─── Records
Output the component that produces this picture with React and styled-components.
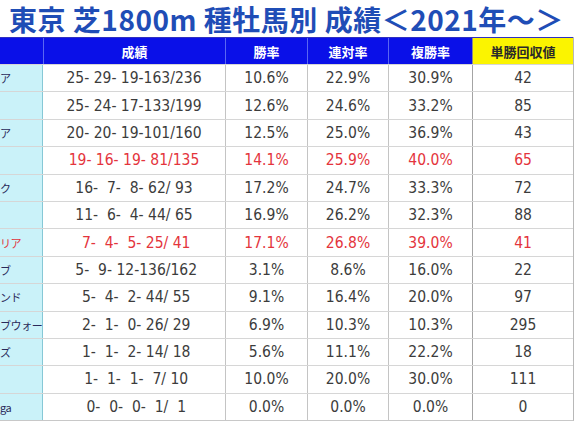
import React from "react";
import styled, { createGlobalStyle } from "styled-components";

const Global = createGlobalStyle`
  html, body { margin: 0; padding: 0; background: #ffffff; }
  body { width: 576px; height: 430px; overflow: hidden; }
`;

const COLS = "43px 182px 82px 81px 84px 101px";

const Page = styled.div`
  width: 576px;
  height: 430px;
  display: flex;
  flex-direction: column;
  background: #fff;
`;

const Title = styled.h1`
  margin: 0;
  height: 37px;
  padding-left: 9px;
  display: flex;
  align-items: center;
  font-family: "Noto Sans CJK JP", "Noto Sans", sans-serif;
  font-weight: 700;
  font-size: 28px;
  letter-spacing: 0.5px;
  color: #1f4db6;
  white-space: pre;
  line-height: 1;
`;

const Table = styled.div`
  width: 573px;
  display: flex;
  flex-direction: column;
  border-right: 1px solid #b8b8b8;
  border-bottom: 1px solid #c8c8c8;
`;

const HeadRow = styled.div`
  display: grid;
  grid-template-columns: ${COLS};
  height: 26px;
  border-top: 1px solid #3030c0;
`;

const HeadCell = styled.div`
  display: flex;
  align-items: center;
  justify-content: center;
  background: ${(p) => (p.$yellow ? "#fbf400" : "#0a10e8")};
  color: ${(p) => (p.$yellow ? "#2a2a2a" : "#ffffff")};
  border-left: ${(p) => (p.$first ? "none" : p.$yellow ? "1px solid #8a8a8a" : "1px solid #5a66f2")};
  font-family: "Noto Sans CJK JP", sans-serif;
  font-weight: 700;
  font-size: 13px;
`;

const Row = styled.div`
  display: grid;
  grid-template-columns: ${COLS};
  height: 27.4px;
  border-top: 1px solid #d6d6d6;
  box-sizing: border-box;
`;

const NameCell = styled.div`
  background: #caf2f9;
  border-right: 1px solid #86c8d6;
  display: flex;
  align-items: center;
  overflow: hidden;
  font-family: "Noto Sans CJK JP", sans-serif;
  font-size: 11px;
  letter-spacing: -0.4px;
  color: ${(p) => (p.$red ? "#e0343c" : "#2a2a5a")};
  white-space: nowrap;
`;

const Cell = styled.div`
  display: flex;
  align-items: center;
  justify-content: center;
  white-space: pre;
  font-family: "DejaVu Sans Condensed", "DejaVu Sans", sans-serif;
  font-stretch: condensed;
  font-size: 15.5px;
  color: ${(p) => (p.$red ? "#e4343c" : "#3c3c3c")};
  border-left: ${(p) => (p.$first ? "none" : p.$strong ? "1px solid #a4a4a4" : "1px solid #c4c4c4")};
`;

const rows = [
  ["ア", [25, 29, 19, 163, 236], "10.6%", "22.9%", "30.9%", "42"],
  ["", [25, 24, 17, 133, 199], "12.6%", "24.6%", "33.2%", "85"],
  ["ア", [20, 20, 19, 101, 160], "12.5%", "25.0%", "36.9%", "43"],
  ["", [19, 16, 19, 81, 135], "14.1%", "25.9%", "40.0%", "65", true],
  ["ク", [16, 7, 8, 62, 93], "17.2%", "24.7%", "33.3%", "72"],
  ["", [11, 6, 4, 44, 65], "16.9%", "26.2%", "32.3%", "88"],
  ["リア", [7, 4, 5, 25, 41], "17.1%", "26.8%", "39.0%", "41", true],
  ["ブ", [5, 9, 12, 136, 162], "3.1%", "8.6%", "16.0%", "22"],
  ["ンド", [5, 4, 2, 44, 55], "9.1%", "16.4%", "20.0%", "97"],
  ["ブウォー", [2, 1, 0, 26, 29], "6.9%", "10.3%", "10.3%", "295"],
  ["ズ", [1, 1, 2, 14, 18], "5.6%", "11.1%", "22.2%", "18"],
  ["", [1, 1, 1, 7, 10], "10.0%", "20.0%", "30.0%", "111"],
  ["ga", [0, 0, 0, 1, 1], "0.0%", "0.0%", "0.0%", "0"],
];

const pad = (n, w) => String(n).padStart(w, " ");
const record = ([a, b, c, d, e]) =>
  `${pad(a, 2)}- ${pad(b, 2)}- ${pad(c, 2)}-${pad(d, 3)}/${pad(e, 3)}`;

export default function App() {
  return (
    <Page>
      <Global />
      <Title>東京 芝1800m 種牡馬別 成績＜2021年～＞</Title>
      <Table>
        <HeadRow>
          <HeadCell $first />
          <HeadCell>成績</HeadCell>
          <HeadCell>勝率</HeadCell>
          <HeadCell>連対率</HeadCell>
          <HeadCell>複勝率</HeadCell>
          <HeadCell $yellow>単勝回収値</HeadCell>
        </HeadRow>
        {rows.map(([name, rec, w, r, p, y, red], i) => (
          <Row key={i}>
            <NameCell $red={red}>{name}</NameCell>
            <Cell $first $red={red}>{record(rec)}</Cell>
            <Cell $red={red}>{w}</Cell>
            <Cell $red={red}>{r}</Cell>
            <Cell $red={red}>{p}</Cell>
            <Cell $strong $red={red}>{y}</Cell>
          </Row>
        ))}
      </Table>
    </Page>
  );
}
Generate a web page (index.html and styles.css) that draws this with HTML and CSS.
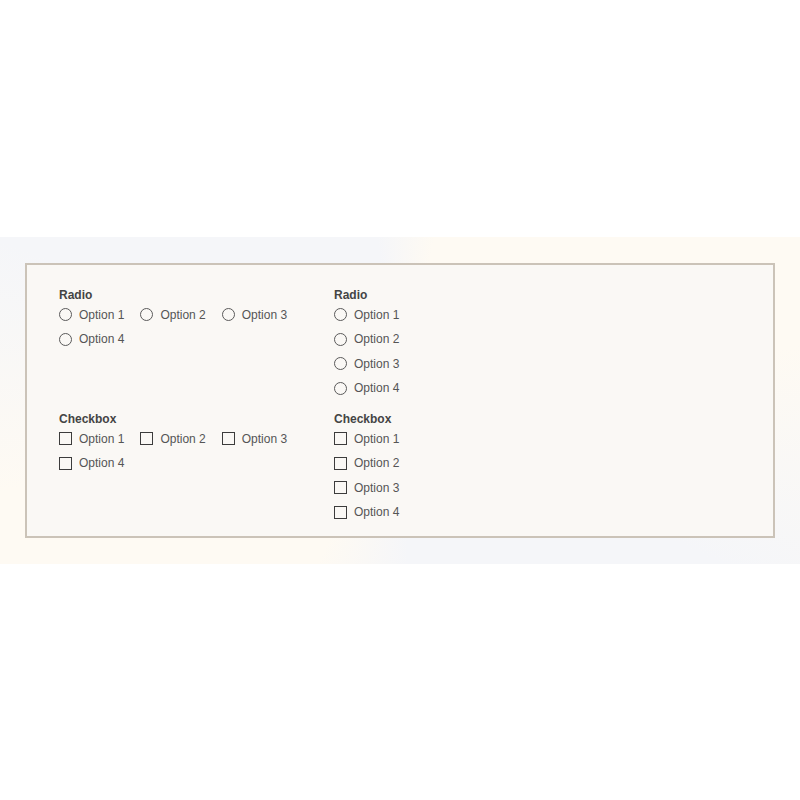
FILE: index.html
```html
<!DOCTYPE html>
<html lang="en">

<head>
    <meta charset="UTF-8">
    <meta name="viewport" content="width=device-width, initial-scale=1.0">
    <title>Radio and Checkbox</title>
    <link rel="stylesheet" href="styles.css">
</head>

<body>

    <div class="band">
        <div class="panel">

            <!-- Radio groups -->
            <div class="group">
                <div class="group-title">Radio</div>
                <div class="options inline">
                    <label class="option"><input type="radio" name="r1"><span>Option 1</span></label>
                    <label class="option"><input type="radio" name="r1"><span>Option 2</span></label>
                    <label class="option"><input type="radio" name="r1"><span>Option 3</span></label>
                    <label class="option"><input type="radio" name="r1"><span>Option 4</span></label>
                </div>
            </div>

            <div class="group">
                <div class="group-title">Radio</div>
                <div class="options stacked">
                    <label class="option"><input type="radio" name="r2"><span>Option 1</span></label>
                    <label class="option"><input type="radio" name="r2"><span>Option 2</span></label>
                    <label class="option"><input type="radio" name="r2"><span>Option 3</span></label>
                    <label class="option"><input type="radio" name="r2"><span>Option 4</span></label>
                </div>
            </div>

            <!-- Checkbox groups -->
            <div class="group">
                <div class="group-title">Checkbox</div>
                <div class="options inline">
                    <label class="option"><input type="checkbox"><span>Option 1</span></label>
                    <label class="option"><input type="checkbox"><span>Option 2</span></label>
                    <label class="option"><input type="checkbox"><span>Option 3</span></label>
                    <label class="option"><input type="checkbox"><span>Option 4</span></label>
                </div>
            </div>

            <div class="group">
                <div class="group-title">Checkbox</div>
                <div class="options stacked">
                    <label class="option"><input type="checkbox"><span>Option 1</span></label>
                    <label class="option"><input type="checkbox"><span>Option 2</span></label>
                    <label class="option"><input type="checkbox"><span>Option 3</span></label>
                    <label class="option"><input type="checkbox"><span>Option 4</span></label>
                </div>
            </div>

        </div>
    </div>

</body>

</html>
```

FILE: styles.css
```css
body {
    font-family: "Liberation Sans", Arial, sans-serif;
    margin: 0;
    min-height: 100vh;
    display: flex;
    align-items: center;
    background-color: #fff;
}

.band {
    width: 100%;
    padding: 26px 25px;
    box-sizing: border-box;
    background: conic-gradient(from 12deg at 50% 50%,
            #fefaf3 0deg, #fefaf3 70deg,
            #f5f6f9 105deg, #f5f6f9 165deg,
            #fefaf3 195deg, #fefaf3 245deg,
            #f5f6f9 280deg, #f5f6f9 340deg,
            #fefaf3 360deg);
}

.panel {
    display: grid;
    grid-template-columns: 275px 275px;
    row-gap: 14.5px;
    padding: 22px 32px 15.5px;
    background-color: #faf8f5;
    border: 2px solid #cbc3b8;
}

.group-title {
    font-size: 12px;
    font-weight: bold;
    line-height: 16px;
    color: #444;
    margin-bottom: 4px;
}

.options {
    display: flex;
    flex-wrap: wrap;
    row-gap: 8.5px;
}

.options.inline {
    column-gap: 16px;
    width: 255px;
}

.options.stacked {
    flex-direction: column;
}

.option {
    display: inline-flex;
    align-items: center;
    gap: 7px;
    height: 16px;
    font-size: 12px;
    color: #555;
}

.option input {
    appearance: none;
    -webkit-appearance: none;
    margin: 0;
    width: 13px;
    height: 13px;
    background-color: transparent;
}

.option input[type="radio"] {
    border: 1.5px solid #5a5a5a;
    border-radius: 50%;
}

.option input[type="checkbox"] {
    border: 1.5px solid #3c3c3c;
}
```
──────
# Required work:
Above are the records. Copy every line in them holding "index".

# Response below:
Generate a web page (index.html and styles.css) that draws this with HTML and CSS.
FILE: index.html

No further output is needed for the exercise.